GIVEN TASK
Find the string "React" in the data, then copy every line where it is found.

DATA LINES
※

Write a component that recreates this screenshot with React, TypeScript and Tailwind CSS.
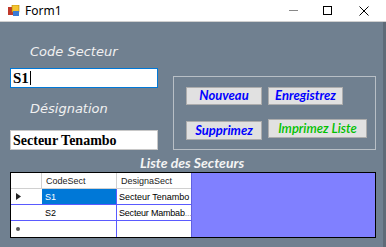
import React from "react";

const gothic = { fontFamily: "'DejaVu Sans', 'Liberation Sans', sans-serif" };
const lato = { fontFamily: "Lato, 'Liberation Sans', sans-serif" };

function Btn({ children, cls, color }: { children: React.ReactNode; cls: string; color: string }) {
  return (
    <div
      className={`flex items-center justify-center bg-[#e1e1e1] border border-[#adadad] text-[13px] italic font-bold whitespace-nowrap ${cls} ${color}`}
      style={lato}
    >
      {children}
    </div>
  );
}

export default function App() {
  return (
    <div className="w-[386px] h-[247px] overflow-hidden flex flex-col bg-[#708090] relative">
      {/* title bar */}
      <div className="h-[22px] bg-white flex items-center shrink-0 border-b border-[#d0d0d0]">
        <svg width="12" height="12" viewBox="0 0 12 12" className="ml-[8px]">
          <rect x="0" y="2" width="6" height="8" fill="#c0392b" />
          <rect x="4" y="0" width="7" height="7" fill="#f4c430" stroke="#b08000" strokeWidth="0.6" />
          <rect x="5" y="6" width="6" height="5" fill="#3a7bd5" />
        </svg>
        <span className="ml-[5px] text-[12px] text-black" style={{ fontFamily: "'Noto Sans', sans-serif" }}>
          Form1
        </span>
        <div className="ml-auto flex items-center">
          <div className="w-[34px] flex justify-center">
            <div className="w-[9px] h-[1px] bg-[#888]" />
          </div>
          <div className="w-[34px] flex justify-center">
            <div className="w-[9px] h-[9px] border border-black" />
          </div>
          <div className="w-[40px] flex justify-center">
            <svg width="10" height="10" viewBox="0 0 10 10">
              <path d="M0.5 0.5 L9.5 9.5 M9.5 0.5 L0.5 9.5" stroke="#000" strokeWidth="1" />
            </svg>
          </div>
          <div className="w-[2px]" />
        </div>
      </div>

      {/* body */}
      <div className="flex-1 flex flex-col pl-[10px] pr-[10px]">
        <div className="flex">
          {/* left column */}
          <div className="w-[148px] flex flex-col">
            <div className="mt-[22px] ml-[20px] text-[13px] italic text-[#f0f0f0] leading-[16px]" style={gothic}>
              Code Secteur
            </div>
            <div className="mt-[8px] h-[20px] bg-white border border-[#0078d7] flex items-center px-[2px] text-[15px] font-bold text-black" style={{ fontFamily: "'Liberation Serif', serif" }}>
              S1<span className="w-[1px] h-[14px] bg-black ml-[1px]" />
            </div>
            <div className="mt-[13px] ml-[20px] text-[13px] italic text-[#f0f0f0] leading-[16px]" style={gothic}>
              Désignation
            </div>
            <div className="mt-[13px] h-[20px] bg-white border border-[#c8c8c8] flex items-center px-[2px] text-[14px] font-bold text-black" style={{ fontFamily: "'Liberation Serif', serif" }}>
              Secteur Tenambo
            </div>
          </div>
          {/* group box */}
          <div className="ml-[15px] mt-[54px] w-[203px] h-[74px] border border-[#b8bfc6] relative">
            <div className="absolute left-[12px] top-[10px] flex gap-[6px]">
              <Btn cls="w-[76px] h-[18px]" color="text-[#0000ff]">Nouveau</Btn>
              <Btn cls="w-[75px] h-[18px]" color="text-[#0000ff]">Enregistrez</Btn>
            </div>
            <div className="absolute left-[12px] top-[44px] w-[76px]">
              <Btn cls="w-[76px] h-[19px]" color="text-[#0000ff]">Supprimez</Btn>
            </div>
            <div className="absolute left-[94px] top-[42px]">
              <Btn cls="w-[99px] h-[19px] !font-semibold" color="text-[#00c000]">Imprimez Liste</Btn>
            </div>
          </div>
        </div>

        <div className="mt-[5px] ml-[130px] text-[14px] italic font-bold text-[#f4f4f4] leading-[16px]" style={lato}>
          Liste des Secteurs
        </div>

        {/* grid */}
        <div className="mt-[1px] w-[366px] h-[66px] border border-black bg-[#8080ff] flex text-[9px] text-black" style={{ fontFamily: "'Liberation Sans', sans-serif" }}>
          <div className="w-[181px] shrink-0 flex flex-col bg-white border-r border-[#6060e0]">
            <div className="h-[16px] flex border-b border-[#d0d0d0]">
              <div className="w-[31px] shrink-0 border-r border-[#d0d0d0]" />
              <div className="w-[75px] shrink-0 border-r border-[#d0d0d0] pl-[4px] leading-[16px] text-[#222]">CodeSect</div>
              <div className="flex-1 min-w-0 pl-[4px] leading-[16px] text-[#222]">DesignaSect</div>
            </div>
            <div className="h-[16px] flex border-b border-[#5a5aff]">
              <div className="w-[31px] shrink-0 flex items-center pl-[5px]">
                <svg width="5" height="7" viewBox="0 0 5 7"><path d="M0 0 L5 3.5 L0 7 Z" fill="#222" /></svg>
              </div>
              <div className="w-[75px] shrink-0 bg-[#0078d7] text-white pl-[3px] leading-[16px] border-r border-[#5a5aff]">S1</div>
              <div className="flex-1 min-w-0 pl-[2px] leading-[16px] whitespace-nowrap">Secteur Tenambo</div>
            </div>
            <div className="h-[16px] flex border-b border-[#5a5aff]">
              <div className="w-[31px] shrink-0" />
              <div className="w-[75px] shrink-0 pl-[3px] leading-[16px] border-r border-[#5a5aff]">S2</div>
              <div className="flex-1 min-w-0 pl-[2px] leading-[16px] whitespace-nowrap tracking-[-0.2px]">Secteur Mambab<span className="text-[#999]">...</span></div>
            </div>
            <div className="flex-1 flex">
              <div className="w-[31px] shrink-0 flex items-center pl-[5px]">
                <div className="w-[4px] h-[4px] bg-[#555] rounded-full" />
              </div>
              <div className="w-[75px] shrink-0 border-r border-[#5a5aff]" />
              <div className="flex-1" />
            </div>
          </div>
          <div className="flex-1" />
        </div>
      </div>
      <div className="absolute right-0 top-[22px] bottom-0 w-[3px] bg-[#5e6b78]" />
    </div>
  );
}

※

EXERCISE OUTPUT
Write a component that recreates this screenshot with React, TypeScript and Tailwind CSS.
import React from "react";
function Btn({ children, cls, color }: { children: React.ReactNode; cls: string; color: string }) {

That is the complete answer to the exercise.